Many of Iraq's minority Sunnis, who dominated the government under Saddam's dictatorship, now fear being marginalized in the now Shiite-led country following the U.S. departure. They also resent what they see as Shiite heavyweight Iran's meddling in the country's domestic affairs.
“The whole situation is very tense. Sectarianism is coming back in force in this country,” said Ayad Allawi, a secular Shiite who heads the Sunni-backed Iraqiya party, in an interview with CNN's “Fareed Zakaria GPS” set to air Sunday. “Iraq is passing through the most dangerous phase through its history now,” he added.

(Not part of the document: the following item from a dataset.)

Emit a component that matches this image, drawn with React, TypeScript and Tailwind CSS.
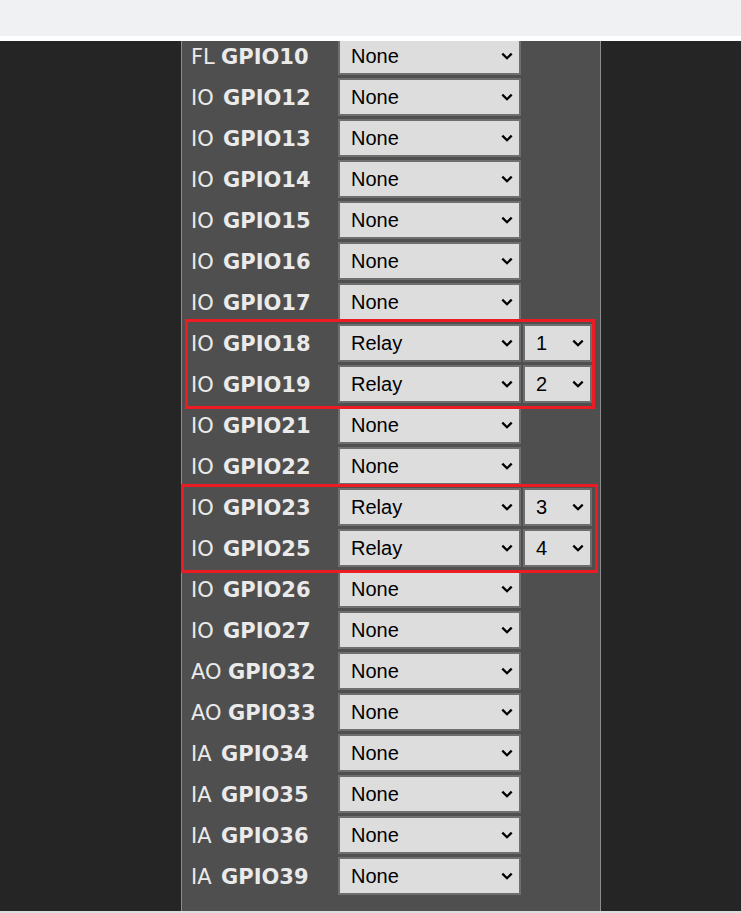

Just as the American troops were leaving, a political crisis erupted that has paralyzed Iraq's government, pitting the country's mostly ethnic- and religious-based political blocs against one another.
The spat began when al-Maliki's government called for the arrest of the country's top Sunni politician, Vice President Tariq al-Hashemi, accusing him of running a hit squad targeting government officials. Al-Hashemi denies the allegations.
Al-Hashemi's Iraqiya party, meanwhile, is boycotting parliament and Cabinet meetings since last month to protest what it sees as efforts by al-Maliki to consolidate power, particularly over state security forces.
On Friday, Deputy Prime Minister Saleh al-Mutlaq of Iraqiya called on al-Maliki to step down or face a parliamentary vote of no-confidence. He accuses the prime minister of creating a new dictatorship.
Iraq's Kurdish president, Jalal Talabani, condemned the Zubair attack as an effort by terrorists to undermine efforts to “heal the rift” dividing the country's parties.
American officials have been pushing Iraq's squabbling factions to resolve their differences in a way that will benefit all Iraqis. But Washington's influence has been seriously diminished now that American troops are gone.
Deputy Secretary of State William Burns and other U.S. officials met with al-Maliki on Saturday. The State Dept. had said Burns would encourage Iraqi politicians to resolve their differences.
A statement released by al-Maliki's office about their meeting made no reference to the domestic political crisis, focusing instead on relations between the two countries and Iraq's neighbors.